Copy all of the material word for word, except for the pictures.

[Start DATASET EXCERPT]

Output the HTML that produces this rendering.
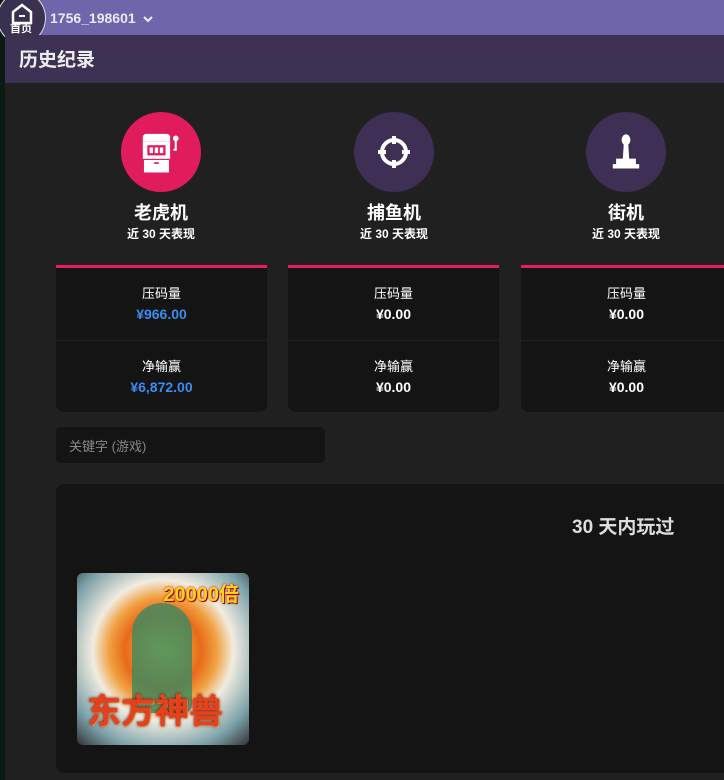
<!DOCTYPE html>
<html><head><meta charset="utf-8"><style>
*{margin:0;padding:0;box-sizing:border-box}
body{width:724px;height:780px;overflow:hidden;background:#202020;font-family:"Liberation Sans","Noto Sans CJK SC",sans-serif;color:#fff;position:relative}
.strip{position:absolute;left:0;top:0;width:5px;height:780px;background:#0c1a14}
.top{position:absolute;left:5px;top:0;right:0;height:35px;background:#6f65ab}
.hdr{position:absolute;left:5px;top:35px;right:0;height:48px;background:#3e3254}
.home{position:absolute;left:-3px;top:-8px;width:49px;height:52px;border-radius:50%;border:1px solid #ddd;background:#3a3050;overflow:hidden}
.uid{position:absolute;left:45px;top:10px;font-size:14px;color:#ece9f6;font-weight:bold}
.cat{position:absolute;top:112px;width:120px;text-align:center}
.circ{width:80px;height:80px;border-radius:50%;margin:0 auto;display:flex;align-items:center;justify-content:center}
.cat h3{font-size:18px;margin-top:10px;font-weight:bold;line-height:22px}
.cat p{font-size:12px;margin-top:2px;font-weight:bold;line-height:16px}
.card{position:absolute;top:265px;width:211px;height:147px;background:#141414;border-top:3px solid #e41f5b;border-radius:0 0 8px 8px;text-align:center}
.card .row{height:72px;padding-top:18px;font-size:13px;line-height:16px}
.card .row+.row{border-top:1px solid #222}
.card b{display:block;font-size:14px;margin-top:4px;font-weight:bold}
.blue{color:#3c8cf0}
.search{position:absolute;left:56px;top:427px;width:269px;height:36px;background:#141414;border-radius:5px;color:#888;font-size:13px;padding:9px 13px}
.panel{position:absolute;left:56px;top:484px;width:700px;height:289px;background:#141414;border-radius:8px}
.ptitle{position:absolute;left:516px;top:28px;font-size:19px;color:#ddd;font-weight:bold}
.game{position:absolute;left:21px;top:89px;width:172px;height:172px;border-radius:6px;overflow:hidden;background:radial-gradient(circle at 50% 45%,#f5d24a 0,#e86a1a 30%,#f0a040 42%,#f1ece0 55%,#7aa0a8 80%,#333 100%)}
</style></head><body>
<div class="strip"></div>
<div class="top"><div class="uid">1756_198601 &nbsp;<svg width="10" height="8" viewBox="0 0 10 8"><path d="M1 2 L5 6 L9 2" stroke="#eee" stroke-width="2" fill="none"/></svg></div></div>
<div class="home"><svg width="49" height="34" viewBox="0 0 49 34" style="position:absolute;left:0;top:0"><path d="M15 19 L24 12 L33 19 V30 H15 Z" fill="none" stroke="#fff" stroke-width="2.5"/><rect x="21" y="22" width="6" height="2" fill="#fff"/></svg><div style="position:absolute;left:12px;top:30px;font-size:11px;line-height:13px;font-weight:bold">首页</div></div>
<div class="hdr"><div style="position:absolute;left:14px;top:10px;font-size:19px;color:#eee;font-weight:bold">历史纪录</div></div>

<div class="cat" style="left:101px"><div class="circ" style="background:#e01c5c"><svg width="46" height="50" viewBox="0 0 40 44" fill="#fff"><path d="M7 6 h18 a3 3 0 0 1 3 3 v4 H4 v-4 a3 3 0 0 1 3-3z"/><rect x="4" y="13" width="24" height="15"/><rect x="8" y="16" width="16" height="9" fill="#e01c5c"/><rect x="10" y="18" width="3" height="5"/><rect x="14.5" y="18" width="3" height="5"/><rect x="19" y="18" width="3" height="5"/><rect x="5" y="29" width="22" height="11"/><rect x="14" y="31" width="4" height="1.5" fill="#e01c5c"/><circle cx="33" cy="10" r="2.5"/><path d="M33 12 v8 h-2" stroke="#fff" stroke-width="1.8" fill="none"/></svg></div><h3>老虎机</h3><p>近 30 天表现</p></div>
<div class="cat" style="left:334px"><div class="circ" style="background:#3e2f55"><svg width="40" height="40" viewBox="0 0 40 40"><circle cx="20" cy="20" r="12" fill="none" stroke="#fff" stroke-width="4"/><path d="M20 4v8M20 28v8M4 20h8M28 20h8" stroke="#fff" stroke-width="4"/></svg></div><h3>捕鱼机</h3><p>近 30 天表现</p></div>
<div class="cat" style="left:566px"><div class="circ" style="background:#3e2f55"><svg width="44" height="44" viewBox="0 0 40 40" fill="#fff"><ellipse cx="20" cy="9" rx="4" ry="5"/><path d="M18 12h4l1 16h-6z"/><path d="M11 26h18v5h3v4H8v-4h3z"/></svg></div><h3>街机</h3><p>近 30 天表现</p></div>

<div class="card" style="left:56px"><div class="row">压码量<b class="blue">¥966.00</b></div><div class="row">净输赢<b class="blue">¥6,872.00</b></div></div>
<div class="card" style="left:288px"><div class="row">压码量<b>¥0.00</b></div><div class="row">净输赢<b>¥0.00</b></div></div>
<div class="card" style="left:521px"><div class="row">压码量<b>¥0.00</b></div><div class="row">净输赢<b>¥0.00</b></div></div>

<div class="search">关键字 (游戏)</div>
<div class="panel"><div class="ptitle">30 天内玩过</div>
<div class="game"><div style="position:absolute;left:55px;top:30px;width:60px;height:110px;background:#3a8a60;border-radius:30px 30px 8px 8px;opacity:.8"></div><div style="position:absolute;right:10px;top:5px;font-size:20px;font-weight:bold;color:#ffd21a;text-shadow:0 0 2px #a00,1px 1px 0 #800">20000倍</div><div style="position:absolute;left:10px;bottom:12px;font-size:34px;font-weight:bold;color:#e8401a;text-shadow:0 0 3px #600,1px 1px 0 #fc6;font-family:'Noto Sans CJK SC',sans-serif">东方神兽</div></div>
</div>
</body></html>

[End DATASET EXCERPT]

OUTPUT BELOW.
Output the HTML that produces this rendering.
<!DOCTYPE html>
<html><head><meta charset="utf-8"><style>
*{margin:0;padding:0;box-sizing:border-box}
body{width:724px;height:780px;overflow:hidden;background:#202020;font-family:"Liberation Sans","Noto Sans CJK SC",sans-serif;color:#fff;position:relative}
.strip{position:absolute;left:0;top:0;width:5px;height:780px;background:#0c1a14}
.top{position:absolute;left:5px;top:0;right:0;height:35px;background:#6f65ab}
.hdr{position:absolute;left:5px;top:35px;right:0;height:48px;background:#3e3254}
.home{position:absolute;left:-3px;top:-8px;width:49px;height:52px;border-radius:50%;border:1px solid #ddd;background:#3a3050;overflow:hidden}
.uid{position:absolute;left:45px;top:10px;font-size:14px;color:#ece9f6;font-weight:bold}
.cat{position:absolute;top:112px;width:120px;text-align:center}
.circ{width:80px;height:80px;border-radius:50%;margin:0 auto;display:flex;align-items:center;justify-content:center}
.cat h3{font-size:18px;margin-top:10px;font-weight:bold;line-height:22px}
.cat p{font-size:12px;margin-top:2px;font-weight:bold;line-height:16px}
.card{position:absolute;top:265px;width:211px;height:147px;background:#141414;border-top:3px solid #e41f5b;border-radius:0 0 8px 8px;text-align:center}
.card .row{height:72px;padding-top:18px;font-size:13px;line-height:16px}
.card .row+.row{border-top:1px solid #222}
.card b{display:block;font-size:14px;margin-top:4px;font-weight:bold}
.blue{color:#3c8cf0}
.search{position:absolute;left:56px;top:427px;width:269px;height:36px;background:#141414;border-radius:5px;color:#888;font-size:13px;padding:9px 13px}
.panel{position:absolute;left:56px;top:484px;width:700px;height:289px;background:#141414;border-radius:8px}
.ptitle{position:absolute;left:516px;top:28px;font-size:19px;color:#ddd;font-weight:bold}
.game{position:absolute;left:21px;top:89px;width:172px;height:172px;border-radius:6px;overflow:hidden;background:radial-gradient(circle at 50% 45%,#f5d24a 0,#e86a1a 30%,#f0a040 42%,#f1ece0 55%,#7aa0a8 80%,#333 100%)}
</style></head><body>
<div class="strip"></div>
<div class="top"><div class="uid">1756_198601 &nbsp;<svg width="10" height="8" viewBox="0 0 10 8"><path d="M1 2 L5 6 L9 2" stroke="#eee" stroke-width="2" fill="none"/></svg></div></div>
<div class="home"><svg width="49" height="34" viewBox="0 0 49 34" style="position:absolute;left:0;top:0"><path d="M15 19 L24 12 L33 19 V30 H15 Z" fill="none" stroke="#fff" stroke-width="2.5"/><rect x="21" y="22" width="6" height="2" fill="#fff"/></svg><div style="position:absolute;left:12px;top:30px;font-size:11px;line-height:13px;font-weight:bold">首页</div></div>
<div class="hdr"><div style="position:absolute;left:14px;top:10px;font-size:19px;color:#eee;font-weight:bold">历史纪录</div></div>

<div class="cat" style="left:101px"><div class="circ" style="background:#e01c5c"><svg width="46" height="50" viewBox="0 0 40 44" fill="#fff"><path d="M7 6 h18 a3 3 0 0 1 3 3 v4 H4 v-4 a3 3 0 0 1 3-3z"/><rect x="4" y="13" width="24" height="15"/><rect x="8" y="16" width="16" height="9" fill="#e01c5c"/><rect x="10" y="18" width="3" height="5"/><rect x="14.5" y="18" width="3" height="5"/><rect x="19" y="18" width="3" height="5"/><rect x="5" y="29" width="22" height="11"/><rect x="14" y="31" width="4" height="1.5" fill="#e01c5c"/><circle cx="33" cy="10" r="2.5"/><path d="M33 12 v8 h-2" stroke="#fff" stroke-width="1.8" fill="none"/></svg></div><h3>老虎机</h3><p>近 30 天表现</p></div>
<div class="cat" style="left:334px"><div class="circ" style="background:#3e2f55"><svg width="40" height="40" viewBox="0 0 40 40"><circle cx="20" cy="20" r="12" fill="none" stroke="#fff" stroke-width="4"/><path d="M20 4v8M20 28v8M4 20h8M28 20h8" stroke="#fff" stroke-width="4"/></svg></div><h3>捕鱼机</h3><p>近 30 天表现</p></div>
<div class="cat" style="left:566px"><div class="circ" style="background:#3e2f55"><svg width="44" height="44" viewBox="0 0 40 40" fill="#fff"><ellipse cx="20" cy="9" rx="4" ry="5"/><path d="M18 12h4l1 16h-6z"/><path d="M11 26h18v5h3v4H8v-4h3z"/></svg></div><h3>街机</h3><p>近 30 天表现</p></div>

<div class="card" style="left:56px"><div class="row">压码量<b class="blue">¥966.00</b></div><div class="row">净输赢<b class="blue">¥6,872.00</b></div></div>
<div class="card" style="left:288px"><div class="row">压码量<b>¥0.00</b></div><div class="row">净输赢<b>¥0.00</b></div></div>
<div class="card" style="left:521px"><div class="row">压码量<b>¥0.00</b></div><div class="row">净输赢<b>¥0.00</b></div></div>

<div class="search">关键字 (游戏)</div>
<div class="panel"><div class="ptitle">30 天内玩过</div>
<div class="game"><div style="position:absolute;left:55px;top:30px;width:60px;height:110px;background:#3a8a60;border-radius:30px 30px 8px 8px;opacity:.8"></div><div style="position:absolute;right:10px;top:5px;font-size:20px;font-weight:bold;color:#ffd21a;text-shadow:0 0 2px #a00,1px 1px 0 #800">20000倍</div><div style="position:absolute;left:10px;bottom:12px;font-size:34px;font-weight:bold;color:#e8401a;text-shadow:0 0 3px #600,1px 1px 0 #fc6;font-family:'Noto Sans CJK SC',sans-serif">东方神兽</div></div>
</div>
</body></html>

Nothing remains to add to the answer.